Earlier this month, US president Barack Obama condemned the attacks on Charlie Hebdo's offices as "cowardly."
Earlier this week, filmmaker Michael Moore, responding to the film American Sniper, similarly condemned snipers in a tweet:
My uncle killed by sniper in WW2. We were taught snipers were cowards. Will shoot u in the back. Snipers aren't heroes. And invaders r worse
— Michael Moore (@MMFlint) January 18, 2015
I don't often quote comedian Bill Maher approvingly, but let me take you back to the days of yesteryear -- just after 9/11, when Maher responded to the silly claim that the hijackers were "cowards":
We have been the cowards lobbing cruise missiles from 2,000 miles away. That's cowardly.
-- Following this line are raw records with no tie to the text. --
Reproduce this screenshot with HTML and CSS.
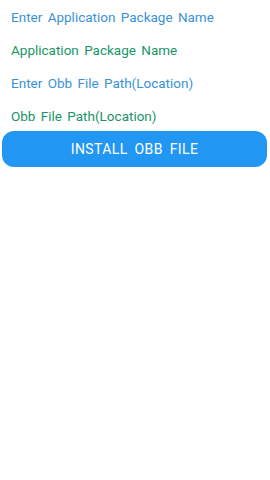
FILE: index.html
```html
<!DOCTYPE html>
<html>
<head>
<meta charset="utf-8">
<link rel="stylesheet" href="styles.css">
</head>
<body>
<div class="form">
  <div class="field hint">Enter Application Package Name</div>
  <div class="field value">Application Package Name</div>
  <div class="field hint">Enter Obb File Path(Location)</div>
  <div class="field value">Obb File Path(Location)</div>
  <button class="install">INSTALL OBB FILE</button>
</div>
</body>
</html>
```
FILE: styles.css
```css
html, body {
  margin: 0;
  padding: 0;
  background: #ffffff;
  width: 270px;
  height: 480px;
}
.form {
  display: flex;
  flex-direction: column;
  padding: 2px 3px 0 2px;
}
.field {
  font-family: Roboto, "Noto Sans", sans-serif;
  font-size: 13.5px;
  letter-spacing: 0;
  word-spacing: 2px;
  height: 33px;
  line-height: 30px;
  padding-left: 9px;
}
.hint { color: #3a92d6; }
.value { color: #1a9467; }
.install {
  margin-top: -3px;
  height: 36px;
  border: none;
  border-radius: 12px;
  background: #2196f3;
  color: #ffffff;
  font-family: Roboto, "Noto Sans", sans-serif;
  font-size: 14px;
  letter-spacing: 0.4px;
  word-spacing: 3px;
  padding: 0;
}
```
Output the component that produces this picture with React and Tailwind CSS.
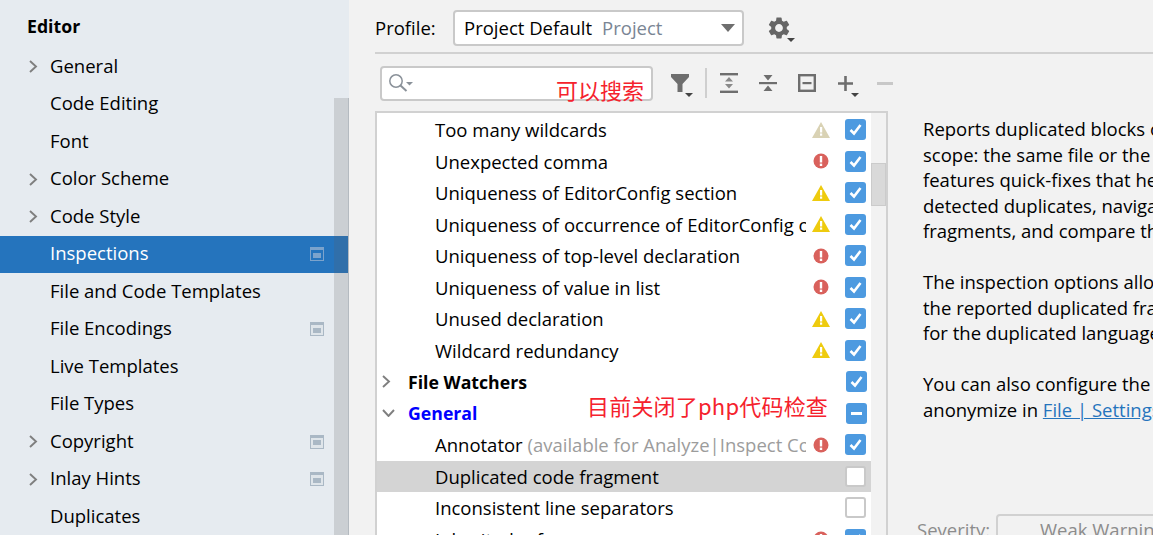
import { MdSettings } from "react-icons/md";

const font = { fontFamily: '"Open Sans", "Noto Sans", sans-serif' };

const sidebarItems = [
	{ label: "General", arrow: true },
	{ label: "Code Editing" },
	{ label: "Font" },
	{ label: "Color Scheme", arrow: true },
	{ label: "Code Style", arrow: true },
	{ label: "Inspections", badge: true, active: true },
	{ label: "File and Code Templates" },
	{ label: "File Encodings", badge: true },
	{ label: "Live Templates" },
	{ label: "File Types" },
	{ label: "Copyright", arrow: true, badge: true },
	{ label: "Inlay Hints", arrow: true, badge: true },
	{ label: "Duplicates" },
];

const treeRows = [
	{ label: "Too many wildcards", sev: "weak", check: "on" },
	{ label: "Unexpected comma", sev: "error", check: "on" },
	{ label: "Uniqueness of EditorConfig section", sev: "warn", check: "on" },
	{ label: "Uniqueness of occurrence of EditorConfig option", sev: "warn", check: "on" },
	{ label: "Uniqueness of top-level declaration", sev: "error", check: "on" },
	{ label: "Uniqueness of value in list", sev: "error", check: "on" },
	{ label: "Unused declaration", sev: "warn", check: "on" },
	{ label: "Wildcard redundancy", sev: "warn", check: "on" },
	{ label: "File Watchers", group: "right", check: "on" },
	{ label: "General", group: "down", check: "mixed" },
	{ label: "Annotator", hint: "(available for Analyze|Inspect Code)", sev: "error", check: "on" },
	{ label: "Duplicated code fragment", check: "off", selected: true },
	{ label: "Inconsistent line separators", check: "off" },
	{ label: "Inherited reference", sev: "error", check: "on" },
];

const description = [
	"Reports duplicated blocks of code from the selected",
	"scope: the same file or the entire project. The inspection",
	"features quick-fixes that help you to set the size of",
	"detected duplicates, navigate to repetitive code",
	"fragments, and compare them in a tool window.",
	"",
	"The inspection options allow you to select the scope of",
	"the reported duplicated fragments and set the initial size",
	"for the duplicated language constructs.",
	"",
	"You can also configure the constructs that you want to",
];

const ArrowRight = () => (
	<svg viewBox="0 0 9 13" className="h-[13px] w-[9px]" fill="none" aria-hidden="true">
		<path d="M1 1 7 6.5 1 12" stroke="#7f7f7f" strokeWidth="1.9" />
	</svg>
);

const ArrowDown = () => (
	<svg viewBox="0 0 13 8" className="h-[8px] w-[13px]" fill="none" aria-hidden="true">
		<path d="M1 1 6.5 7 12 1" stroke="#7f7f7f" strokeWidth="1.9" />
	</svg>
);

const Badge = ({ active }) => (
	<span
		className={`flex h-[14px] w-[14px] items-center justify-center border-x border-b border-t-[3px] ${
			active ? "border-[#7ba3cc] bg-[#2574bd]" : "border-[#aab8c5] bg-[#dfe5ea]"
		}`}
	>
		<span className={`h-[5px] w-[8px] ${active ? "bg-[#7ba3cc]" : "bg-[#aab8c5]"}`} />
	</span>
);

const WarnIcon = ({ color }) => (
	<svg viewBox="0 0 18 16" className="h-[16px] w-[18px] shrink-0" aria-hidden="true">
		<path d="M9 0 18 16H0Z" fill={color} />
		<rect x="8" y="5" width="2.2" height="5.5" fill="#fff" />
		<rect x="8" y="11.5" width="2.2" height="2.2" fill="#fff" />
	</svg>
);

const ErrorIcon = () => (
	<svg viewBox="0 0 16 16" className="h-[16px] w-[16px] shrink-0" aria-hidden="true">
		<circle cx="8" cy="8" r="7.5" fill="#d9615c" />
		<rect x="6.8" y="3" width="2.4" height="6.5" fill="#fff" />
		<rect x="6.8" y="10.6" width="2.4" height="2.4" fill="#fff" />
	</svg>
);

const Severity = ({ sev }) => {
	if (sev === "weak") return <WarnIcon color="#d9d2b4" />;
	if (sev === "warn") return <WarnIcon color="#eecb0e" />;
	if (sev === "error") return <ErrorIcon />;
	return null;
};

const Check = ({ state }) => {
	if (state === "off") {
		return <span className="h-[21px] w-[21px] rounded-[3px] border-2 border-[#c9c9c9] bg-white" />;
	}
	return (
		<span className="flex h-[21px] w-[21px] items-center justify-center rounded-[3px] bg-[#4d9ae0]">
			{state === "on" ? (
				<svg viewBox="0 0 21 21" className="h-[21px] w-[21px]" fill="none" aria-hidden="true">
					<path d="M5.5 11 9 14.5 15.5 6" stroke="#fff" strokeWidth="2.6" />
				</svg>
			) : (
				<span className="h-[3px] w-[11px] bg-white" />
			)}
		</span>
	);
};

const TreeRow = ({ row }) => (
	<div className={`flex h-[31.5px] items-center ${row.selected ? "bg-[#d4d4d4]" : ""}`}>
		{row.group ? (
			<div className="flex min-w-0 flex-1 items-center pl-[5px]">
				<span className="flex w-[26px] items-center">
					{row.group === "right" ? <ArrowRight /> : <ArrowDown />}
				</span>
				<span
					className={`pt-px text-[17.7px] font-bold ${row.group === "down" ? "text-[#0000ff]" : "text-black"}`}
				>
					{row.label}
				</span>
			</div>
		) : (
			<div className="w-[429px] min-w-0 shrink-0 overflow-hidden whitespace-nowrap pl-[58px] pt-px text-black">
				{row.label}
				{row.hint && <span className="text-[#9c9c9c]"> {row.hint}</span>}
			</div>
		)}
		{!row.group && (
			<span className="ml-[6px] flex w-[18px] shrink-0 justify-center">
				<Severity sev={row.sev} />
			</span>
		)}
		<span className={`flex shrink-0 ${row.group ? "ml-auto mr-[4px]" : "ml-[15px]"}`}>
			<Check state={row.check} />
		</span>
	</div>
);

const Caret = () => <path d="M0 0H8L4 4Z" fill="#444" />;

const FilterIcon = () => (
	<svg viewBox="0 0 24 28" className="h-[28px] w-[24px]" aria-hidden="true">
		<path d="M1 5H19V8L12.5 15V23H7.5V15L1 8Z" fill="#6e6e6e" />
		<g transform="translate(15 24)">
			<Caret />
		</g>
	</svg>
);

const ExpandIcon = () => (
	<svg viewBox="0 0 20 20" className="h-[20px] w-[20px]" aria-hidden="true">
		<rect x="1" y="0" width="18" height="2.4" fill="#6e6e6e" />
		<rect x="1" y="17.6" width="18" height="2.4" fill="#6e6e6e" />
		<path d="M10 4 14 8.5H6Z M10 15.5 14 11H6Z" fill="#8a8a8a" />
	</svg>
);

const CollapseIcon = () => (
	<svg viewBox="0 0 20 20" className="h-[20px] w-[20px]" aria-hidden="true">
		<rect x="1" y="9" width="18" height="2.2" fill="#6e6e6e" />
		<path d="M10 7.5 5.5 2H14.5Z M10 12.5 14.5 18H5.5Z" fill="#6e6e6e" />
	</svg>
);

const BoxMinusIcon = () => (
	<svg viewBox="0 0 20 20" className="h-[20px] w-[20px]" aria-hidden="true">
		<rect x="2.2" y="2.2" width="15.6" height="15.6" fill="none" stroke="#6e6e6e" strokeWidth="2.4" />
		<rect x="5.5" y="9" width="9" height="2.2" fill="#6e6e6e" />
	</svg>
);

const PlusIcon = () => (
	<svg viewBox="0 0 24 28" className="h-[28px] w-[24px]" aria-hidden="true">
		<path d="M7.2 7H9.8V13.2H16V15.8H9.8V22H7.2V15.8H1V13.2H7.2Z" fill="#6e6e6e" />
		<g transform="translate(14 24)">
			<Caret />
		</g>
	</svg>
);

const SearchIcon = () => (
	<svg viewBox="0 0 26 24" className="h-[24px] w-[26px]" fill="none" aria-hidden="true">
		<circle cx="7" cy="10" r="6.2" stroke="#8a9199" strokeWidth="1.5" />
		<path d="M11.5 14.5 17.5 20" stroke="#8a9199" strokeWidth="2" />
		<path d="M17 11H24L20.5 14.5Z" fill="#8a9199" />
	</svg>
);

export default function App() {
	return (
		<div
			style={font}
			className="relative flex h-[535px] w-[1153px] overflow-hidden bg-[#f2f2f2] text-[18.5px] text-black"
		>
			<aside className="relative w-[349px] shrink-0 overflow-hidden bg-[#e6ebf0]">
				<div className="flex h-[48px] items-center pb-px pl-[27px] pt-[6px] text-[17.7px] font-bold">Editor</div>
				{sidebarItems.map((item) => (
					<div
						key={item.label}
						className={`flex h-[37.5px] items-center pl-[29px] pr-[25px] ${
							item.active ? "bg-[#2574bd] text-white" : ""
						}`}
					>
						<span className="flex w-[21px] items-center">{item.arrow && <ArrowRight />}</span>
						<span className="flex-1 pb-[2px]">{item.label}</span>
						{item.badge && <Badge active={item.active} />}
					</div>
				))}
				<div className="absolute bottom-0 right-0 top-[98px] w-[15px] border-r border-[#b4bac0] bg-[#5f5f5f]/20" />
			</aside>

			<main className="min-w-0 flex-1 pl-[26px]">
				<div className="flex h-[54px] items-center border-b-2 border-[#d1d1d1] pt-[3px]">
					<span className="w-[78px]">Profile:</span>
					<div className="flex h-[36px] w-[291px] items-center rounded-[4px] border-2 border-[#c9c9c9] bg-white pl-[9px] pr-[7px]">
						<span>Project Default</span>
						<span className="ml-[10px] text-[#7a8594]">Project</span>
						<svg viewBox="0 0 14 8" className="ml-auto h-[8px] w-[14px]" aria-hidden="true">
							<path d="M0 0H14L7 8Z" fill="#6e6e6e" />
						</svg>
					</div>
					<span className="relative ml-[22px] flex">
						<MdSettings size={26} className="text-[#666]" />
						<svg viewBox="0 0 8 4" className="absolute bottom-[-1px] right-[-3px] h-[4px] w-[8px]" aria-hidden="true">
							<Caret />
						</svg>
					</span>
				</div>

				<div className="flex h-[57px] items-center pl-[5px] pt-px">
					<div className="flex h-[35px] w-[273px] items-center rounded-[4px] border-2 border-[#c9c9c9] bg-white pl-[7px]">
						<SearchIcon />
					</div>
					<span className="ml-[17px] flex">
						<FilterIcon />
					</span>
					<span className="ml-[11px] h-[30px] w-[2px] bg-[#cfcfcf]" />
					<span className="ml-[12px] flex">
						<ExpandIcon />
					</span>
					<span className="ml-[19px] flex">
						<CollapseIcon />
					</span>
					<span className="ml-[19px] flex">
						<BoxMinusIcon />
					</span>
					<span className="ml-[20px] flex">
						<PlusIcon />
					</span>
					<svg viewBox="0 0 16 3" className="ml-[16px] h-[3px] w-[16px]" aria-hidden="true">
						<rect width="16" height="3" fill="#c8c8c8" />
					</svg>
				</div>

				<div className="flex">
					<div className="relative h-[424px] w-[513px] shrink-0 overflow-hidden border-x-2 border-t-2 border-[#d1d1d1]">
						<div className="w-[494px] bg-white pt-px">
							{treeRows.map((row) => (
								<TreeRow key={row.label} row={row} />
							))}
						</div>
						<div className="absolute right-0 top-[50px] h-[43px] w-[15px] border border-[#cbcbcb] bg-[#d9d9d9]" />
					</div>
					<div className="min-w-0 flex-1 overflow-hidden whitespace-nowrap pl-[35px] pt-[5px] leading-[25.5px]">
						{description.map((line, i) => (
							<div key={i} className="h-[25.5px]">
								{line}
							</div>
						))}
						<div className="h-[25.5px]">
							anonymize in <span className="text-[#2574bd] underline">File | Settings</span>
						</div>
						<div className="mt-[92px] flex h-[40px] items-start text-[#8c8c8c]">
							<span className="-ml-[6px] mt-[3px] w-[79px] shrink-0">Severity:</span>
							<div className="h-[40px] flex-1 rounded-[4px] border-2 border-[#d1d1d1] bg-[#f2f2f2] pl-[42px] pt-px">
								Weak Warning
							</div>
						</div>
					</div>
				</div>
			</main>

			<span
				style={{ fontFamily: '"Noto Sans CJK SC", sans-serif' }}
				className="absolute left-[556px] top-[73px] text-[22px] leading-[32px] text-[#f5222d]"
			>
				可以搜索
			</span>
			<span
				style={{ fontFamily: '"Noto Sans CJK SC", sans-serif' }}
				className="absolute left-[587px] top-[389px] text-[22px] leading-[32px] tracking-[0.2px] text-[#f5222d]"
			>
				目前关闭了php代码检查
			</span>
		</div>
	);
}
Staying in the airplane when it hits the building, say what you want about it, it's not cowardly.
"Cowardice" is not a term which describes the good or evil of a particular action. It is a term which describes the absence of physical or moral courage.
The Charlie Hebdo attackers could not have expected anything but that they would be hunted down like dogs and killed (or, at best, caged) after their attack and did it anyway. They did it because they believed in something -- and whether or not what they believed in is evil is irrelevant to whether or not they were courageous or cowardly. Whatever else one might say about them, "cowards" is just not an applicable descriptor. By definition, believing in something strongly enough to give up your life for it is the opposite of cowardice.
Chris Kyle crawled into "enemy territory" with one comrade, carrying a bolt-action rifle. Yes, Iraq was dangerous for every invading/occupying American troop, but in most cases the danger was pseudo-random (you might or might not happen to be in a vehicle that hit a mine, etc.). In Kyle's case that danger was very particular to him personally. Whatever else one might say about him, "coward" just doesn't work on the level of physical courage.
Nor does "moral cowardice" work there. One does not become a US military sniper (or a Navy SEAL) by accident. It's not that he was chosen for the job and was too scared or felt too much peer pressure to say "no." He voluntarily joined the Navy and then he actively worked his way through the most rigorous training and selection process in the Navy (SEAL training is one of the few Navy schools you're allowed to just drop out of) to get one of the most dangerous jobs it had to offer.
I haven't seen the movie (I will later, I'm sure). I've heard conflicting opinions on it. But right up front, the "cowardice" accusation just plain doesn't work.